__DATASET EXCERPT__:
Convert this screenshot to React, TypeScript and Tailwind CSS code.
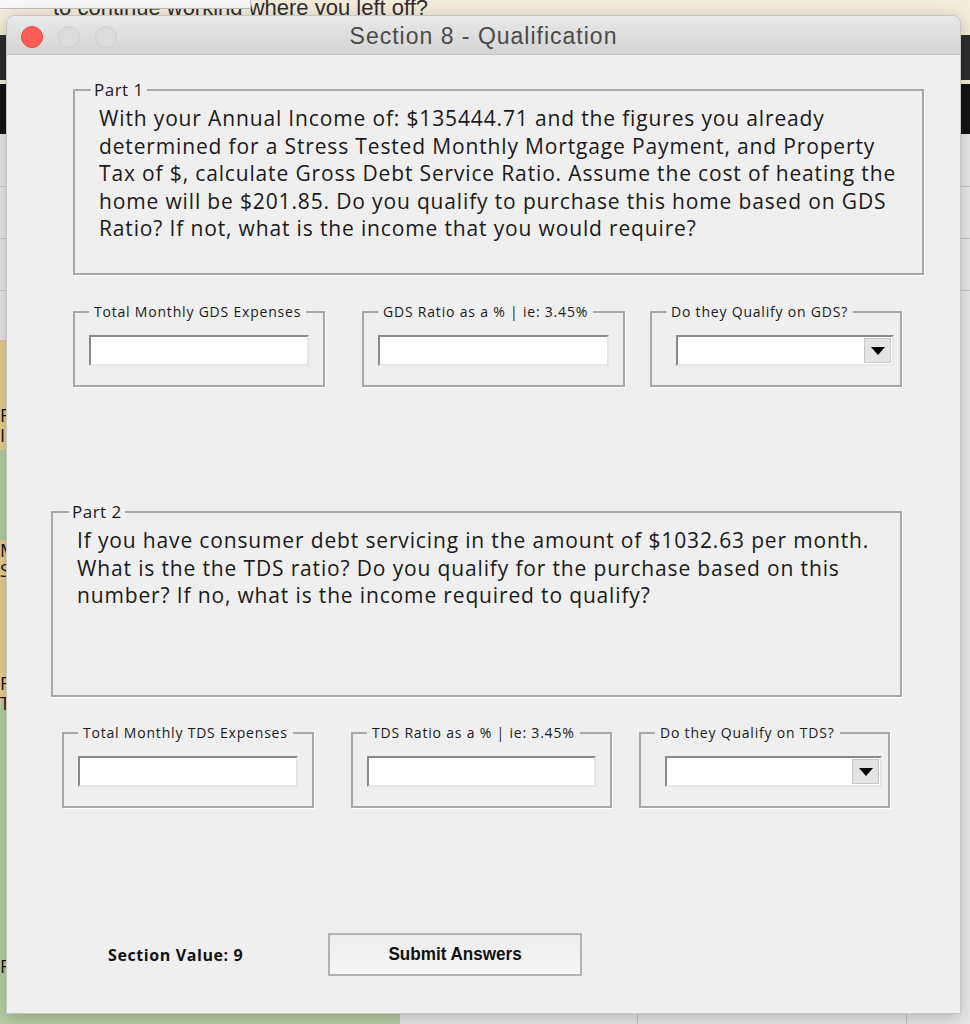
import React from "react";

const body = { fontFamily: "'Open Sans', 'Noto Sans', sans-serif" };

function GroupBox({ label, width, ml, select }: { label: string; width: number; ml: number; select?: boolean }) {
  return (
    <fieldset
      className={`h-[84px] border-2 border-[#a8a8a8] shadow-[1px_1px_0_#ffffff] ${select ? "pl-[24px] pr-[6px]" : "px-[14px]"}`}
      style={{ width, marginLeft: ml }}
    >
      <legend className={`${select ? "-ml-[10px]" : "ml-0"} px-[5px] text-[14px] leading-[18px] tracking-[0.8px] text-[#1a1a1a]`}>{label}</legend>
      <div className="mt-[14px] flex h-[31px] w-full border-2 border-t-[#8a8a8a] border-l-[#8a8a8a] border-b-[#e6e6e6] border-r-[#e6e6e6] bg-white">
        {select && (
          <div className="ml-auto mr-[1px] mt-[1px] flex h-[25px] w-[27px] items-center justify-center border border-[#c8c8c8] bg-[#e4e4e4]">
            <svg width="14" height="8" viewBox="0 0 14 8"><path d="M0 0h14L7 8z" fill="#000" /></svg>
          </div>
        )}
      </div>
    </fieldset>
  );
}

function Part({ label, lines, ml }: { label: string; lines: string[]; ml: number }) {
  return (
    <fieldset
      className="h-[195px] w-[851px] border-2 border-[#a8a8a8] shadow-[1px_1px_0_#ffffff]"
      style={{ marginLeft: ml }}
    >
      <legend className="ml-[16px] px-[3px] text-[17px] leading-[20px] tracking-[0.5px] text-[#1a1a1a]">{label}</legend>
      <div className="mt-[5px] pl-[24px] text-[21px] leading-[27.5px] tracking-[0.85px] text-[#1a1a1a]">
        {lines.map(l => <div key={l} className="whitespace-nowrap">{l}</div>)}
      </div>
    </fieldset>
  );
}

export default function App() {
  return (
    <div className="relative h-[1024px] w-[970px] overflow-hidden bg-[#f3ecda]" style={body}>
      {/* desktop behind the window */}
      <div className="absolute left-[53px] top-[-9px] whitespace-nowrap text-[22px] text-[#2e2e2e]" style={{ fontFamily: "'Liberation Sans', Arial, sans-serif" }}>to continue working where you left off?</div>
      <div className="absolute left-0 top-0 h-[9px] w-[251px] border-b border-r border-[#bdbdbd] bg-[#f7f7f7]" />
      <div className="absolute left-0 top-[35px] h-[45px] w-[970px] bg-[#2c2c2c]" />
      <div className="absolute left-0 top-[84px] h-[50px] w-[970px] bg-[#141414]" />
      <div className="absolute left-0 top-[134px] h-[890px] w-[970px] bg-[#e9e9e9]" />
      <div className="absolute left-0 top-[186px] h-px w-[970px] bg-[#c9c9c9]" />
      <div className="absolute left-0 top-[238px] h-px w-[970px] bg-[#c9c9c9]" />
      <div className="absolute left-0 top-[290px] h-px w-[970px] bg-[#c9c9c9]" />
      <div className="absolute left-0 top-[340px] h-[110px] w-[8px] bg-[#e8cf8d]" />
      <div className="absolute left-0 top-[450px] h-[90px] w-[8px] bg-[#b6cfa5]" />
      <div className="absolute left-0 top-[540px] h-[160px] w-[8px] bg-[#e8cf8d]" />
      <div className="absolute left-0 top-[700px] h-[324px] w-[400px] bg-[#b6cfa5]" />
      <div className="absolute left-[637px] top-[1013px] h-[11px] w-px bg-[#c4c4c4]" />
      <div className="absolute left-[906px] top-[1013px] h-[11px] w-px bg-[#c4c4c4]" />
      <div className="absolute left-0 top-[405px] text-[18px] leading-[20px] text-[#111]">F<br />I</div>
      <div className="absolute left-0 top-[540px] text-[18px] leading-[20px] text-[#111]">M<br />S</div>
      <div className="absolute left-0 top-[673px] text-[18px] leading-[20px] text-[#111]">F<br />T</div>
      <div className="absolute left-0 top-[956px] text-[18px] leading-[20px] text-[#111]">F</div>

      {/* window */}
      <div className="absolute left-[7px] top-[16px] flex h-[997px] w-[953px] flex-col overflow-hidden rounded-t-[8px] bg-[#efefef] shadow-[0_0_0_1px_#c6c6c6,0_4px_18px_rgba(0,0,0,0.25)]">
        <div className="relative flex h-[39px] shrink-0 items-center justify-center border-b border-[#c2c2c2] bg-gradient-to-b from-[#e9e9e9] to-[#d4d4d4] pt-[3px]">
          <div className="absolute left-[14px] top-[10px] flex gap-[15px]">
            <span className="h-[22px] w-[22px] rounded-full border border-[#e2463f] bg-[#fd5f57]" />
            <span className="h-[22px] w-[22px] rounded-full border border-[#d0d0d0] bg-[#dcdcdc]" />
            <span className="h-[22px] w-[22px] rounded-full border border-[#d0d0d0] bg-[#dcdcdc]" />
          </div>
          <span className="text-[23px] tracking-[1px] text-[#4a4a4a]" style={{ fontFamily: "'Liberation Sans', Arial, sans-serif" }}>Section 8 - Qualification</span>
        </div>

        <div className="mt-[25px]">
          <Part
            label="Part 1"
            ml={66}
            lines={[
              "With your Annual Income of: $135444.71 and the figures you already",
              "determined for a Stress Tested Monthly Mortgage Payment, and Property",
              "Tax of $, calculate Gross Debt Service Ratio. Assume the cost of heating the",
              "home will be $201.85. Do you qualify to purchase this home based on GDS",
              "Ratio? If not, what is the income that you would require?",
            ]}
          />
        </div>

        <div className="mt-[28px] flex">
          <GroupBox label="Total Monthly GDS Expenses" width={252} ml={66} />
          <GroupBox label="GDS Ratio as a % | ie: 3.45%" width={263} ml={37} />
          <GroupBox label="Do they Qualify on GDS?" width={252} ml={25} select />
        </div>

        <div className="mt-[115px]">
          <Part
            label="Part 2"
            ml={44}
            lines={[
              "If you have consumer debt servicing in the amount of $1032.63 per month.",
              "What is the the TDS ratio? Do you qualify for the purchase based on this",
              "number? If no, what is the income required to qualify?",
            ]}
          />
        </div>

        <div className="mt-[27px] flex">
          <GroupBox label="Total Monthly TDS Expenses" width={252} ml={55} />
          <GroupBox label="TDS Ratio as a % | ie: 3.45%" width={261} ml={37} />
          <GroupBox label="Do they Qualify on TDS?" width={251} ml={27} select />
        </div>

        <div className="mt-[125px] flex items-center">
          <span className="ml-[101px] w-[220px] text-[16px] font-bold tracking-[0.6px] text-[#111]">Section Value: 9</span>
          <button className="flex h-[43px] w-[254px] items-center justify-center border-2 border-[#b3b3b3] bg-gradient-to-b from-[#ececec] to-[#f7f7f7] text-[#111]">
            <span className="inline-block scale-x-[0.9] text-[19px] font-bold" style={{ fontFamily: "'Liberation Sans', Arial, sans-serif" }}>Submit Answers</span>
          </button>
        </div>
      </div>
    </div>
  );
}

__EXERCISE GOAL__: Find the string "this" in the listing and return every line that holds it.

__THE RESPONSE__:
Convert this screenshot to React, TypeScript and Tailwind CSS code.
              "home will be $201.85. Do you qualify to purchase this home based on GDS",
              "What is the the TDS ratio? Do you qualify for the purchase based on this",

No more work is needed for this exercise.